Since the defrost cycle is a function of several controls, we mostly want to make sure that the sensors work properly (i.e., that they either open and close when they should or that they have the right amount of resistance) and that there is voltage in the right places. 

Testing Defrost

We can test the system in defrost to make sure we’re getting the right voltages a heat pump needs to operate as intended. We can jumper out the defrost board to test the defrost cycle itself, but that doesn’t allow us to test the thermostat and whether it opens or closes as it should.

Therefore, it’s a good idea to run the unit in heat mode with the fan off to allow a little bit of frost to build up on the coil. Then, the speedup tap makes the board check for defrost at quicker intervals than the timer that’s been set.

The following process is typical of a Carrier defrost board. Each manufacturer will have its own method, and some universal controls have their own testing protocols.

  1. Disconnect the fan from the defrost board while the system runs in heat mode.
    1. You can jumper out the defrost thermostat if the temperature sensor is a thermocouple, but this step will allow frost to accumulate on the coil and make sure the thermostat recognizes that it needs to go into defrost.
  2. Speed up the defrost with the speedup tap, and then plug the fan back in.
  3. Measure voltage between O and Common (24v).
  4. Measure voltage between W and Common (24v).
  5. Watch the system come out of defrost and verify that the condenser fan comes back on.

Electrical Diagnostics

Connections to the board must be tight and configured properly for the climate and application (e.g., for demand defrost). When you do your visual inspection, make sure the connections are snug and that there are no signs of arcing.

During the defrost cycle, the reversing valve switches over to cool mode and the auxiliary heat comes on (usually electric heat strips in our market, but the aux heat may be gas if there is a dual fuel setup). When you test defrost, you can verify these by measuring the voltage between their respective terminals and common.

  • Voltage between O (reversing valve) and Common = 24v
  • Voltage between W (backup heat) and Common = 24v

Ruud and Rheem heat pumps utilize the B terminal instead of the O terminal, and they energize the reversing valve in heating mode. 

In ALL operating modes, you should read around 24v between Y and Common and R and Common at the defrost board.

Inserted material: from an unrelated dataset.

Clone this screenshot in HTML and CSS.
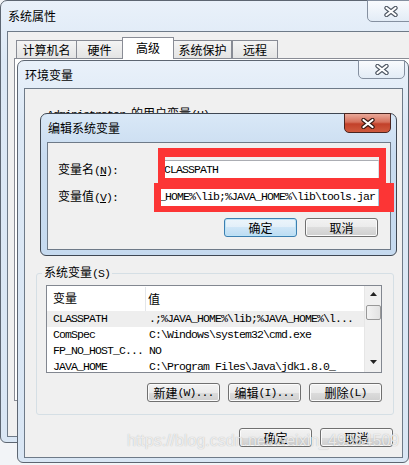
FILE: index.html
```html
<!DOCTYPE html>
<html>
<head>
<meta charset="utf-8">
<link rel="stylesheet" href="styles.css">
</head>
<body>
<section class="win win1">
  <header class="tbar">
    <span class="ttl">系统属性</span>
    <span class="xbtn"><svg width="14" height="11" viewBox="0 0 14 11"><path d="M2.5 2L11.5 9M11.5 2L2.5 9" stroke="#4f5864" stroke-width="4.4" stroke-linecap="round"/><path d="M2.5 2L11.5 9M11.5 2L2.5 9" stroke="#fff" stroke-width="2.2" stroke-linecap="round"/></svg></span>
  </header>
  <div class="client">
    <div class="tabs">
      <span class="tab t1">计算机名</span>
      <span class="tab t2">硬件</span>
      <span class="tab t3 sel">高级</span>
      <span class="tab t4">系统保护</span>
      <span class="tab t5">远程</span>
    </div>
    <div class="tabpage"></div>
  </div>
</section>

<section class="win win2">
  <header class="tbar">
    <span class="ttl">环境变量</span>
    <span class="xbtn"><svg width="14" height="11" viewBox="0 0 14 11"><path d="M2.5 2L11.5 9M11.5 2L2.5 9" stroke="#4f5864" stroke-width="4.4" stroke-linecap="round"/><path d="M2.5 2L11.5 9M11.5 2L2.5 9" stroke="#fff" stroke-width="2.2" stroke-linecap="round"/></svg></span>
  </header>
  <div class="client">
    <div class="uv"><span class="m">Administrator </span>的用户变量<span class="m">(U)</span></div>
    <fieldset class="grp">
      <legend>系统变量<span class="m">(S)</span></legend>
      <div class="list">
        <div class="lmain">
          <div class="lhead"><span class="h1">变量</span><span class="h2">值</span></div>
          <div class="lrow selrow m"><span class="c1">CLASSPATH</span><span class="c2">.;%JAVA_HOME%\lib;%JAVA_HOME%\l...</span></div>
          <div class="lrow m"><span class="c1">ComSpec</span><span class="c2">C:\Windows\system32\cmd.exe</span></div>
          <div class="lrow m"><span class="c1">FP_NO_HOST_C...</span><span class="c2">NO</span></div>
          <div class="lrow m"><span class="c1">JAVA_HOME</span><span class="c2">C:\Program Files\Java\jdk1.8.0_</span></div>
        </div>
        <div class="sbar">
          <svg class="arr" width="7" height="4" viewBox="0 0 7 4"><path d="M0 4L3.5 0L7 4Z" fill="#222"/></svg>
          <div class="thumb"></div>
          <svg class="arr dn" width="7" height="4" viewBox="0 0 7 4"><path d="M0 0L3.5 4L7 0Z" fill="#222"/></svg>
        </div>
      </div>
      <div class="btnrow">
        <span class="btn">新建<span class="m">(W)...</span></span>
        <span class="btn">编辑<span class="m">(I)...</span></span>
        <span class="btn">删除<span class="m">(L)</span></span>
      </div>
    </fieldset>
    <div class="btnrow foot">
      <span class="btn">确定</span>
      <span class="btn">取消</span>
    </div>
  </div>
</section>

<section class="win win3">
  <header class="tbar">
    <span class="ttl">编辑系统变量</span>
    <span class="xbtn red"><svg width="14" height="11" viewBox="0 0 14 11"><path d="M2.5 2L11.5 9M11.5 2L2.5 9" stroke="#3a1a14" stroke-width="4.4" stroke-linecap="round"/><path d="M2.5 2L11.5 9M11.5 2L2.5 9" stroke="#fff" stroke-width="2.2" stroke-linecap="round"/></svg></span>
  </header>
  <div class="client">
    <div class="frow r1">
      <label class="lbl">变量名<span class="m">(<u>N</u>):</span></label>
      <div class="inp m"><span>CLASSPATH</span></div>
    </div>
    <div class="frow r2">
      <label class="lbl">变量值<span class="m">(<u>V</u>):</span></label>
      <div class="inp focus m"><span>.;%JAVA_HOME%\lib;%JAVA_HOME%\lib\tools.jar</span></div>
    </div>
    <div class="btnrow dlg">
      <span class="btn def">确定</span>
      <span class="btn">取消</span>
    </div>
  </div>
</section>

<div class="mark mark1"></div>
<div class="mark mark2"></div>
<div class="wm">https://blog.csdn.net/weixin_49954509</div>
</body>
</html>
```
FILE: styles.css
```css
* { box-sizing: border-box; margin: 0; padding: 0; }
html, body { width: 409px; height: 465px; overflow: hidden; }
body {
  position: relative;
  background: #f2f4f7;
  font: 12px/14px "Noto Sans CJK SC", "Liberation Sans", sans-serif;
  color: #000;
}
.m { font-family: "Liberation Mono", monospace; font-size: 11.5px; letter-spacing: -0.9px; }
u { text-decoration: underline; text-underline-offset: 1px; }

.win {
  position: absolute;
  display: flex;
  flex-direction: column;
  border: 1px solid #5d6672;
  border-radius: 7px 7px 6px 6px;
  background: linear-gradient(#e9f1fa, #dce8f5 60px, #d9e6f4);
}
.win1 { left: 0; top: 0; width: 420px; height: 443px; }
.win2 { left: 17px; top: 60px; width: 392px; height: 403px; }
.win3 {
  left: 40px; top: 113px; width: 357px; height: 143px;
  border-color: #3f4752;
  background: linear-gradient(#d9e8f7, #c9dcf0 40px, #c6daef);
}

.tbar { display: flex; align-items: flex-start; flex: none; }
.win1 .tbar { height: 30px; }
.win2 .tbar { height: 27px; }
.win3 .tbar { height: 28px; }
.ttl { align-self: center; padding-left: 7px; }

.xbtn {
  margin-left: auto;
  margin-top: -1px;
  width: 47px;
  display: flex;
  align-items: center;
  justify-content: center;
  border: 1px solid #8590a0;
  border-radius: 0 0 5px 5px;
  background: linear-gradient(rgba(255,255,255,.7), rgba(225,234,244,.6));
}
.win1 .xbtn { height: 22px; margin-right: 5px; }
.win2 .xbtn { height: 19px; margin-right: 3px; }
.win3 .xbtn { height: 20px; margin-right: 5px; }
.xbtn.red {
  border-color: #4a2520;
  background: linear-gradient(#e9a99a, #d6705b 45%, #c2412a 55%, #cf5a3e);
}

.client { flex: 1; background: #f0f0f0; border: 1px solid #6e7a88; }
.win1 .client { margin: 0 5px 5px 6px; }
.win2 .client { margin: 0 5px 4px 6px; }
.win3 .client { margin: 0 5px 5px 6px; }

/* window 1 tabs */
.tabs { display: flex; align-items: flex-end; height: 26px; padding: 5px 0 0 8px; }
.tab {
  height: 18px;
  border: 1px solid #898c95;
  border-bottom: none;
  background: linear-gradient(#f4f4f4, #e4e4e4);
  text-align: center;
  line-height: 17px;
}
.t1 { width: 61px; }
.t2 { width: 47px; margin-left: -1px; }
.t3 { width: 52px; margin-left: -1px; }
.t4 { width: 59px; margin-left: -1px; }
.t5 { width: 46px; }
.tab.sel {
  height: 22px;
  margin-bottom: -1px;
  background: #fff;
  position: relative;
  z-index: 1;
  line-height: 19px;
}
.tabpage { margin-left: 6px; height: 343px; border: 1px solid #898c95; background: #fff; }

/* window 2 */
.uv { padding: 17px 0 0 22px; height: 31px; color: #000; }
.grp {
  margin: 145px 8px 0 11px;
  border: 1px solid #d5dfe5;
  border-radius: 3px;
  padding: 0;
}
.grp legend { margin-left: 5px; padding: 0 2px; line-height: 14px; }
.list {
  display: flex;
  height: 88px;
  margin: 4px 11px 0 9px;
  border: 1px solid #828790;
  background: #fff;
  overflow: hidden;
}
.lmain { flex: 1; overflow: hidden; }
.lhead { display: flex; height: 25px; align-items: center; padding-top: 2px; border-bottom: 1px solid #fff; }
.h1 { width: 99px; padding-left: 6px; border-right: 1px solid #e3e6ea; height: 24px; line-height: 22px; }
.h2 { padding-left: 2px; line-height: 22px; }
.lrow { display: flex; height: 16px; line-height: 16px; white-space: nowrap; }
.selrow { background: #eeeeee; }
.c1 { width: 102px; padding-left: 6px; flex: none; }
.sbar {
  width: 17px;
  flex: none;
  background: #f0f0f0;
  border-left: 1px solid #e6e6e6;
  display: flex;
  flex-direction: column;
  align-items: center;
}
.arr { margin-top: 6px; flex: none; }
.thumb {
  margin-top: 9px;
  width: 15px;
  height: 15px;
  border: 1px solid #989898;
  border-radius: 2px;
  background: linear-gradient(90deg, #f3f3f3, #e2e2e2);
  flex: none;
}
.arr.dn { margin-top: auto; margin-bottom: 8px; }

.btnrow { display: flex; justify-content: flex-end; gap: 8px; }
.grp .btnrow { margin: 10px 11px 0 0; padding-bottom: 12px; }
.foot { margin: 13px 9px 0 0; }
.btn {
  width: 73px;
  height: 19px;
  display: flex;
  align-items: center;
  justify-content: center;
  border: 1px solid #707070;
  border-radius: 3px;
  background: linear-gradient(#f2f2f2, #ebebeb 50%, #dddddd 50%, #cfcfcf);
  box-shadow: inset 0 0 0 1px #fbfbfb;
  line-height: 14px;
}
.btn.def {
  border-color: #3c7fb1;
  box-shadow: inset 0 0 0 1px #bde3f6;
  background: linear-gradient(#ecf5fb, #e2eff9 50%, #cfe6f7 50%, #bbdcf3);
}

/* dialog 3 */
.frow { display: flex; align-items: center; height: 20px; }
.r1 { margin-top: 17px; }
.r2 { margin-top: 7px; }
.lbl { width: 112px; padding-left: 10px; flex: none; }
.inp {
  width: 219px;
  height: 20px;
  border: 1px solid #abadb3;
  border-bottom-color: #e3e9ef;
  border-right-color: #dbdfe6;
  background: #fff;
  display: flex;
  align-items: center;
  padding: 0 3px;
  overflow: hidden;
  white-space: nowrap;
}
.inp.focus { justify-content: flex-end; border-color: #3d7bad #a4c9e3 #b7d9ed #a4c9e3; }
.dlg { margin: 11px 12px 0 0; }

/* annotation overlays */
.mark { position: absolute; border-style: solid; border-color: #fc3535; }
.mark1 { left: 158px; top: 148px; width: 228px; height: 35px; border-width: 9px 7px 5px 7px; }
.mark2 { left: 154px; top: 183px; width: 240px; height: 29px; border-width: 6px 15px 6px 7px; }

.wm {
  position: absolute;
  left: 127px;
  top: 431px;
  font: 16px/20px "Liberation Sans", sans-serif;
  color: rgba(255,255,255,.75);
  text-shadow: 0 0 1px rgba(90,90,90,.45);
  white-space: nowrap;
}
```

Y connects to the contactor coil, and R runs constant 24v power. The board will run without R because there will be a Y call, but defrost can’t occur because R redirects on O and W, and your heat strips and reversing valve can’t work if there isn’t 24v on R.  

Coil Sensor Problems

Defrost boards like the 47D01U-843 universal defrost board have a fault code for coil sensor faults. In our experience, temperature sensor failure is relatively uncommon. Many of the problems that deal with coil temperature sensors involve damage to the conductors (such as by animals or lawn equipment) or shorting out. That’s why a visual inspection is one of your most valuable skills when it comes to troubleshooting defrost. You can spot damage, loose wiring connections to the board, or sensors with poor contact on the coil.

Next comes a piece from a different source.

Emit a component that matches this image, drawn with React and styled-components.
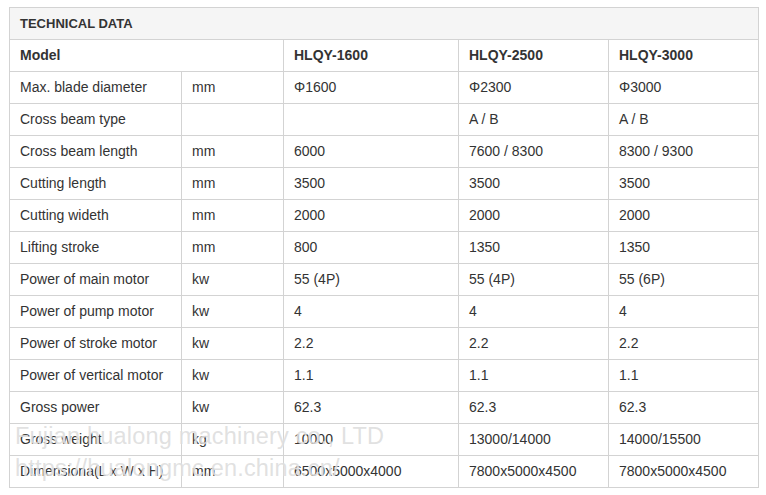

When we have snap-action thermocouples as temperature sensors, our main goal is to make sure that they close at the defrost control’s set point to begin the defrost cycle and open at the temperature needed to terminate defrost. Thermistors behave a bit differently, and you will need to ohm them out and compare your resistance reading to the temperature per the manufacturer’s recommendation.

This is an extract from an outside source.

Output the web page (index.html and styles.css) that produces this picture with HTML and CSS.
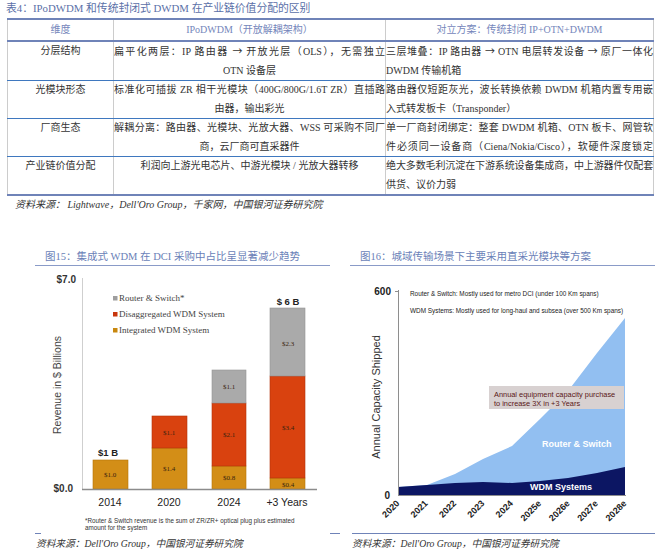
FILE: index.html
```html
<!DOCTYPE html>
<html lang="zh-CN">
<head>
<meta charset="utf-8">
<title>IPoDWDM</title>
<link rel="stylesheet" href="styles.css">
</head>
<body>
<div class="page">
  <div class="doc-title">表4：IPoDWDM 和传统封闭式 DWDM 在产业链价值分配的区别</div>
  <table class="cmp">
    <colgroup><col class="w1"><col class="w2"><col class="w3"></colgroup>
    <thead>
      <tr><th>维度</th><th>IPoDWDM（开放解耦架构）</th><th>对立方案：传统封闭 IP+OTN+DWDM</th></tr>
    </thead>
    <tbody>
      <tr>
        <td class="c1">分层结构</td>
        <td class="c2"><div class="j">扁平化两层：IP 路由器 <span class="ar">→</span> 开放光层（OLS），无需独立</div><div class="ctr">OTN 设备层</div></td>
        <td class="c3"><div class="j">三层堆叠：IP 路由器 <span class="ar">→</span> OTN 电层转发设备 <span class="ar">→</span> 原厂一体化</div><div>DWDM 传输机箱</div></td>
      </tr>
      <tr>
        <td class="c1">光模块形态</td>
        <td class="c2"><div class="j">标准化可插拔 ZR 相干光模块（400G/800G/1.6T ZR）直插路</div><div class="ctr">由器，输出彩光</div></td>
        <td class="c3"><div class="j">路由器仅短距灰光，波长转换依赖 DWDM 机箱内置专用嵌</div><div>入式转发板卡（Transponder）</div></td>
      </tr>
      <tr>
        <td class="c1">厂商生态</td>
        <td class="c2"><div class="j">解耦分离：路由器、光模块、光放大器、WSS 可采购不同厂</div><div class="ctr">商，云厂商可直采器件</div></td>
        <td class="c3"><div class="j">单一厂商封闭绑定：整套 DWDM 机箱、OTN 板卡、网管软</div><div class="j">件必须同一设备商（Ciena/Nokia/Cisco），软硬件深度锁定</div></td>
      </tr>
      <tr class="last">
        <td class="c1">产业链价值分配</td>
        <td class="c2"><div class="ctr">利润向上游光电芯片、中游光模块 / 光放大器转移</div></td>
        <td class="c3"><div class="j tight">绝大多数毛利沉淀在下游系统设备集成商，中上游器件仅配套</div><div>供货、议价力弱</div></td>
      </tr>
    </tbody>
  </table>
  <div class="src">资料来源： Lightwave，Dell'Oro Group，千家网，中国银河证券研究院</div>

  <div class="figs">
    <div class="fig fig-left">
      <div class="cap">图15：集成式 WDM 在 DCI 采购中占比呈显著减少趋势</div>
      <svg class="chart" width="295" height="267" viewBox="35 265 295 267">
        <line x1="82.5" y1="277" x2="82.5" y2="488" stroke="#cfcfcf" stroke-width="1"/>
        <text x="76" y="282" text-anchor="end" class="yl">$7.0</text>
        <text x="73" y="491" text-anchor="end" class="yl">$0.0</text>
        <text transform="translate(61 384) rotate(-90)" text-anchor="middle" class="ytitle">Revenue in $ Billions</text>

        <rect x="113" y="295" width="4.5" height="4.5" fill="#9e9e9e"/>
        <text x="119" y="300" class="leg">Router &amp; Switch*</text>
        <rect x="113" y="311" width="4.5" height="4.5" fill="#c8360c"/>
        <text x="119" y="316" class="leg">Disaggregated WDM System</text>
        <rect x="113" y="327" width="4.5" height="4.5" fill="#c8870e"/>
        <text x="119" y="332" class="leg">Integrated WDM System</text>

        <g class="bars">
          <rect x="93" y="459" width="35" height="29" class="or"/>
          <rect x="152" y="447" width="35" height="41" class="or"/>
          <rect x="152" y="415" width="35" height="32" class="rd"/>
          <rect x="212" y="465" width="34" height="23" class="or"/>
          <rect x="212" y="402" width="34" height="63" class="rd"/>
          <rect x="212" y="369" width="34" height="33" class="gy"/>
          <rect x="270" y="477" width="35" height="11" class="or"/>
          <rect x="270" y="375" width="35" height="102" class="rd"/>
          <rect x="270" y="307" width="35" height="68" class="gy"/>
        </g>
        <g class="bl" text-anchor="middle">
          <text x="110" y="476">$1.0</text>
          <text x="169" y="470">$1.4</text>
          <text x="169" y="434">$1.1</text>
          <text x="229" y="479">$0.8</text>
          <text x="229" y="436">$2.1</text>
          <text x="229" y="388">$1.1</text>
          <text x="288" y="486">$0.4</text>
          <text x="288" y="429">$3.4</text>
          <text x="288" y="345">$2.3</text>
        </g>
        <text x="108" y="455" text-anchor="middle" class="tot">$1 B</text>
        <text x="288" y="304" text-anchor="middle" class="tot">$ 6 B</text>
        <line x1="82" y1="488.5" x2="317" y2="488.5" stroke="#8c8c8c" stroke-width="1.5"/>
        <g class="xl" text-anchor="middle">
          <text x="110" y="505">2014</text>
          <text x="169" y="505">2020</text>
          <text x="229" y="505">2024</text>
          <text x="287" y="505">+3 Years</text>
        </g>
        <text x="85" y="522" class="fn">*Router &amp; Switch revenue is the sum of ZR/ZR+ optical plug plus estimated</text>
        <text x="85" y="529" class="fn">amount for the system</text>
      </svg>
    </div>

    <div class="fig fig-right">
      <div class="cap">图16：城域传输场景下主要采用直采光模块等方案</div>
      <svg class="chart" width="305" height="267" viewBox="350 265 305 267">
        <polygon class="rs" points="398,486 427,484 455,473 483,458 512,445 540,418 568,390 597,352 625,317 625,494 398,494"/>
        <polygon class="wdm" points="398,486 427,484 455,482 483,481 512,482 540,480 568,477 597,472 625,466 625,494 398,494"/>
        <rect x="489" y="385" width="135" height="23" fill="#d8d1d1"/>
        <text x="494" y="396" class="ann">Annual equipment capacity purchase</text>
        <text x="494" y="405" class="ann">to increase 3X in +3 Years</text>
        <text x="542" y="446" class="inl">Router &amp; Switch</text>
        <text x="530" y="489" class="inl">WDM Systems</text>
        <text x="410" y="295" class="lg2">Router &amp; Switch: Mostly used for metro DCI (under 100 Km spans)</text>
        <text x="410" y="312" class="lg2">WDM Systems: Mostly used for long-haul and subsea (over 500 Km spans)</text>
        <line x1="398.5" y1="289" x2="398.5" y2="494" stroke="#8e8e8e" stroke-width="1"/>
        <line x1="395" y1="290.5" x2="398.5" y2="290.5" stroke="#8e8e8e" stroke-width="1"/>
        <line x1="398" y1="494.5" x2="626" y2="494.5" stroke="#8e8e8e" stroke-width="1"/>
        <text x="391" y="294" text-anchor="end" class="yl2">600</text>
        <text x="390" y="498" text-anchor="end" class="yl2">0</text>
        <text transform="translate(380 396) rotate(-90)" text-anchor="middle" class="ytitle2">Annual Capacity Shipped</text>
        <g class="xr" text-anchor="end">
          <text transform="translate(400 503) rotate(-45)">2020</text>
          <text transform="translate(428.4 503) rotate(-45)">2021</text>
          <text transform="translate(456.8 503) rotate(-45)">2022</text>
          <text transform="translate(485.1 503) rotate(-45)">2023</text>
          <text transform="translate(513.5 503) rotate(-45)">2024</text>
          <text transform="translate(541.9 503) rotate(-45)">2025e</text>
          <text transform="translate(570.3 503) rotate(-45)">2026e</text>
          <text transform="translate(598.6 503) rotate(-45)">2027e</text>
          <text transform="translate(627 503) rotate(-45)">2028e</text>
        </g>
      </svg>
    </div>
  </div>
  <div class="figrule"></div>
  <div class="figsrc">
    <span class="fs-left">资料来源：Dell'Oro Group，中国银河证券研究院</span>
    <span>资料来源：Dell'Oro Group，中国银河证券研究院</span>
  </div>
</div>
</body>
</html>
```

FILE: styles.css
```css
body {
  margin: 0;
  background: #ffffff;
  font-family: "Liberation Serif", "Noto Sans CJK SC", serif;
  color: #333333;
}

.page {
  width: 658px;
}

.doc-title {
  height: 18px;
  line-height: 16px;
  padding-left: 6px;
  font-size: 10.8px;
  color: #5b70a8;
  white-space: nowrap;
}

.cmp {
  margin-left: 7px;
  width: 646px;
  table-layout: fixed;
  border-collapse: collapse;
  font-size: 10px;
}

.w1 { width: 106px; }
.w2 { width: 272px; }
.w3 { width: 268px; }

.cmp th {
  height: 20px;
  padding: 0;
  font-weight: normal;
  line-height: 20px;
  color: #7486bb;
  border-top: 2px solid #6f83b8;
  border-bottom: 2px solid #6f83b8;
  border-left: 1px solid #cccccc;
  border-right: 1px solid #cccccc;
  white-space: nowrap;
}

.cmp td {
  height: 37px;
  padding: 0;
  vertical-align: top;
  line-height: 18.5px;
  color: #333333;
  border-left: 1px solid #cccccc;
  border-right: 1px solid #cccccc;
  border-bottom: 1px solid #3f78bf;
}

.cmp tr.last td {
  border-bottom: 2px solid #6f83b8;
}

.c1 {
  text-align: center;
}

.c2 {
  padding: 0 1px 0 1px;
}

.c3 {
  padding: 0 0 0 1px;
  text-align: left;
}

.j {
  text-align: justify;
  text-align-last: justify;
}

.tight {
  letter-spacing: -0.2px;
}

.ar {
  font-family: "Noto Sans CJK SC", sans-serif;
}

.ctr {
  text-align: center;
}

.src {
  margin-top: 2px;
  padding-left: 15px;
  font-size: 10px;
  line-height: 14px;
  font-style: italic;
  color: #333333;
}

.figs {
  display: flex;
  gap: 20px;
  margin-top: 36px;
  padding-left: 35px;
}

.fig-left { width: 295px; }
.fig-right { width: 305px; }

.cap {
  height: 17px;
  line-height: 17px;
  padding-left: 10px;
  font-size: 10.5px;
  color: #6a7fb8;
  border-bottom: 1px solid #8a9bc8;
  white-space: nowrap;
}

.chart {
  display: block;
}

.chart text {
  font-family: "Liberation Sans", Arial, sans-serif;
}

.yl { font-size: 10px; font-weight: bold; fill: #333333; }
.ytitle { font-size: 10.5px; fill: #444444; }
.leg { font-family: "Liberation Serif", serif !important; font-size: 9px; fill: #444444; }
.or { fill: #d38e17; stroke: #b57608; stroke-width: 0.6; }
.rd { fill: #d9420f; stroke: #b3340a; stroke-width: 0.6; }
.gy { fill: #aaaaaa; stroke: #959595; stroke-width: 0.6; }
.bl text { font-family: "Liberation Serif", serif !important; font-size: 7px; fill: #3a2410; }
.tot { font-size: 9.5px; font-weight: bold; fill: #222222; }
.xl text { font-size: 10.5px; fill: #222222; }
.fn { font-size: 6.3px; fill: #333333; }

.rs { fill: #92bff1; }
.wdm { fill: #0c1663; }
.ann { font-size: 7.4px; fill: #5a1717; }
.inl { font-size: 9px; font-weight: bold; fill: #ffffff; }
.lg2 { font-size: 6.4px; fill: #222222; }
.yl2 { font-size: 10px; font-weight: bold; fill: #222222; }
.ytitle2 { font-size: 11px; fill: #333333; }
.xr text { font-size: 9px; font-weight: bold; fill: #222222; }

.figrule {
  margin-left: 35px;
  width: 620px;
  height: 1px;
  background: linear-gradient(to right,
    #6f83b8 0, #6f83b8 6px,
    transparent 6px, transparent 295px,
    #6f83b8 295px, #6f83b8 305px,
    transparent 305px, transparent 317px,
    #6f83b8 317px, #6f83b8 620px);
}

.figsrc {
  display: flex;
  margin-top: 3px;
  padding-left: 36px;
  font-size: 9.7px;
  line-height: 14px;
  font-style: italic;
  color: #333333;
}

.fs-left {
  width: 316px;
}
```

If you’ve verified that the connection is solid and still notice that the sensors aren’t closing properly or have resistance values that don’t match up with the manufacturer’s recommendations, you can condemn the bad sensor and replace it. 

This tip isn’t a comprehensive guide to heat pump defrost by any means, but it goes to show that a lot of the issues with defrost will be electrical, and you’ll usually have fault codes or visual indicators that something is wrong. Each manufacturer is a little bit different, so be sure to read the manual each time you need to mess around with a heat pump’s defrost board.